The British Have Exported An Incredibly Specific Rumor to America

Thursday, October 24, 2013 - 02:10 PM

This is a little weird. 

This morning, I was working on a tiny story about the movie theater chain AMC introducing a texting aisle in the back of its theaters. I found a handful of stories about the texting aisle. Most of them referred back to the English paper The Independent as their source. But when I tried to follow the links back, the story was gone. The only place you can still find it is on the Internet Wayback Machine.

AMC’s head of PR is on Twitter, and his feed is a string of tweets emphatically denying that there’s any truth to the texting-only aisle story.

So what happened here? It’s a little unclear. It looks like The Independent spread a rumor and then quietly disappeared their incorrect story. I checked the Independent’s corrections page for any mention of the AMC story, but there’s nothing there.
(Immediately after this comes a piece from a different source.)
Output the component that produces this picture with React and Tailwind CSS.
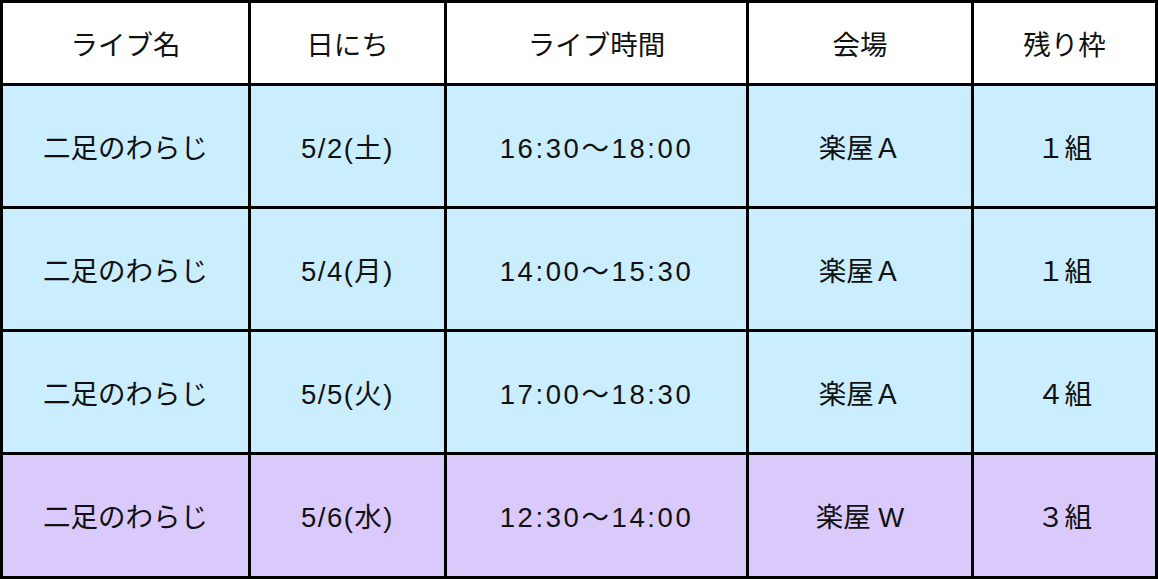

The Independent’s original story was sourced through reporting by another UK paper, The Sunday Times. (The Sunday Times still has their original story up, without any visible correction here.)

It’s funny. AMC has nearly 400 theaters in North America, and only one in England. So this rumor (or rumour, if you will) wouldn’t matter much to British readers, except for as a sign-of-times story. But once it was imported to America, the rumor had more steam, since nearly everyone has an AMC theater in their neighborhood.

TLDR’s executive producer, Kat Rogers, is also an English person, and she said that people’s expectations of newspaper transparency are different in our former sovereign. Maybe. This still feels a little cheap though. Stop exporting rumors to America, England. We have enough of our own.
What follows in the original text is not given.